Here at the Funny Names Blog, we don’t consider ourselves humor writers – we are historians and explorers seeking to enrich the world and contribute to the understanding and advancement of the exciting new field of funnynameology. We are pioneers.
As part of our efforts in this emerging academic discipline, we occasionally reach new epiphanies that signify a quantum leap forward in nominal knowledge. Like all responsible scientists, we recognize that we must publish our work and share it with the world. Since science presently contains a massive void in journals addressing funnynameology, we will unveiling the Funny Names Theory page on our blog next week, which will serve as the official repository of all significant breakthroughs in Funny Names Theory.
In celebration of this, we opened up a poll last week asking our exceptional readers to vote on which theories you’d like to see previewed over the weekend.
Here were the results:
- The “Kermit Can Kill” Conjecture: 19.51%
- The Outerbridge Horsey Certainty Principle: 17.07%
- The Izzy Skenazy Postulate: 14.63%
- The Bone Wars Settlement (and the Muffet McGraw Corollary): 14.63%
- The Baldwin Churchill Rule: 12.20%
- The Armstrong-McLish Allowance (and the Bramble Exception): 12.20%
- The S.E.O. Confusion Conclusion: 9.76%
Last night, when we last checked the results, there was a three-way tie for second place, so I decided to wait for the voting to resolve itself. I checked again this afternoon and we now have two clear winners!
Here are the two Funny Names Theories previews as chosen by our enlightened readership!
The Kermit Can Kill Conjecture
People born with unusual names (especially boys named Kermit) often become some of the most hardcore tough guys (and gals) on the planet. It is theorized that this could be due to a natural response to early schoolyard heckling at the hands of unenlightened youths who have not yet learned the awesome power that the funny name holds.

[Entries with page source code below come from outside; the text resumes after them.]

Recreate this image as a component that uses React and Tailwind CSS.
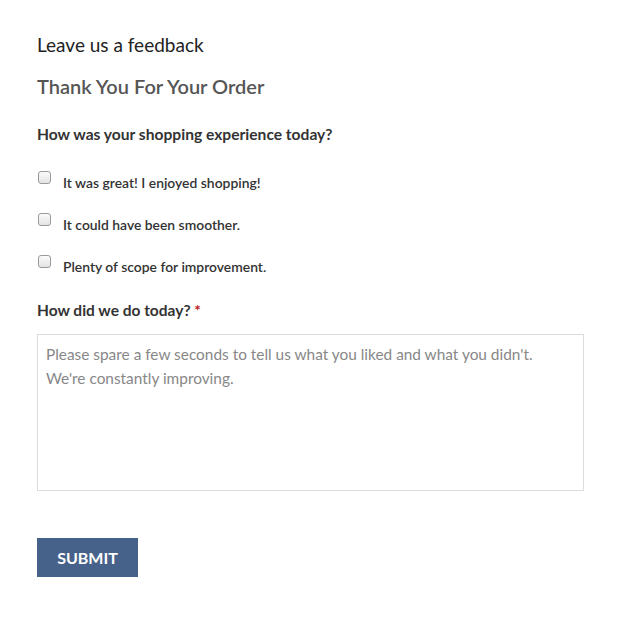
const options = [
  "It was great! I enjoyed shopping!",
  "It could have been smoother.",
  "Plenty of scope for improvement.",
];

export default function App() {
  return (
    <div className="min-h-[633px] bg-white pl-[37px] pr-[46px] pt-[32px] font-['Lato',sans-serif]">
      <h1 className="text-[19px] leading-[26px] text-[#222]">Leave us a feedback</h1>
      <h2 className="mt-[15px] text-[20px] font-semibold leading-[26px] text-[#555]">
        Thank You For Your Order
      </h2>

      <p className="mt-[25px] text-[15.6px] font-bold leading-[20px] text-[#333]">
        How was your shopping experience today?
      </p>

      <div className="mt-[26px] flex flex-col gap-[22px]">
        {options.map((opt) => (
          <label key={opt} className="flex items-start gap-[12px]">
            <input
              type="checkbox"
              className="mt-[1px] ml-[1px] h-[13px] w-[13px] appearance-none rounded-[3px] border border-[#9a9a9a] bg-gradient-to-b from-[#fbfbfb] to-[#e4e4e4]"
            />
            <span className="pt-[6px] text-[13.9px] font-semibold leading-[14px] text-[#333]">
              {opt}
            </span>
          </label>
        ))}
      </div>

      <p className="mt-[26px] text-[15.5px] font-bold leading-[20px] text-[#333]">
        How did we do today? <span className="text-[#b22]">*</span>
      </p>

      <textarea
        className="mt-[14px] block h-[157px] w-full resize-none border border-[#dcdcdc] px-[8px] py-[7px] text-[15.4px] leading-[24px] text-[#333] placeholder:text-[#888] outline-none"
        placeholder={"Please spare a few seconds to tell us what you liked and what you didn't.\nWe're constantly improving."}
      />

      <button className="mt-[47px] h-[39px] w-[101px] bg-[#47628a] text-[16px] font-bold text-white">
        SUBMIT
      </button>
    </div>
  );
}
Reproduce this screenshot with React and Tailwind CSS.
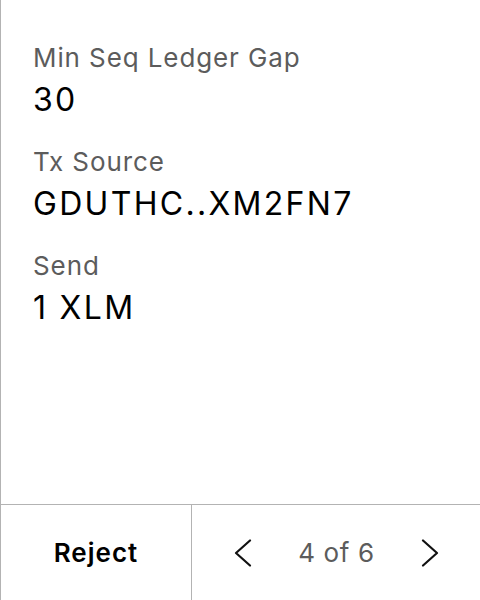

Item ∞ – The Outerbridge Horsey Certainty Principle
Part 1: In the beginning, there was Outerbridge Horsey.
Part 2: Outerbridge Horsey is the standard by which all funny names are measured.
Every system of measurement requires a standard by which all other measurements can be referenced. For most of its history, the metric system used a one-meter long bar of platinum at the freezing temperature of water as its standard. For the Funny Names Blog, Outerbridge Horsey is our de facto bar of platinum-iridium alloy.
There are several reasons for this:
- Over five years ago, it was the name that inspired the creation of the Funny Names List that eventually led to this blog.
- The original Outerbridge Horsey was born in Maryland in 1715, sixty years before the original 13 U.S. colonies had declared independence from the British. Outerbridge Horsey VII is alive today. While most names have to be examined in the context of their particular time period, Outerbridge Horsey provides a benchmark for nearly 300 years of funny name history. No other name we have encountered has that kind of staying power, with the slightly less-accomplished – and slightly less-amusing – lineage of Return J. Meigs (which started 35 years later) its closest known competitor.
- The name has always been unusual. While names like Archibald, Gladys, or Skylar can be considered normal by some people and strange by others, there was never a period where Outerbridge didn’t raise eyebrows.
- For any person to have the funniest name in the world since 1715, it would have to pass the Outerbridge Horsey test. While it is all subjective, and there are definitely some names that can make a strong and valid claim to that title, we have yet to find a name that has had an obvious edge over Outerbridge Horsey.
So there you have it – the first two theories ever to be published in the emerging scientific discipline of funnynameology, and if you comment on this post, you can tell your (hopefully funny-named) grandchildren that you were there when history was made.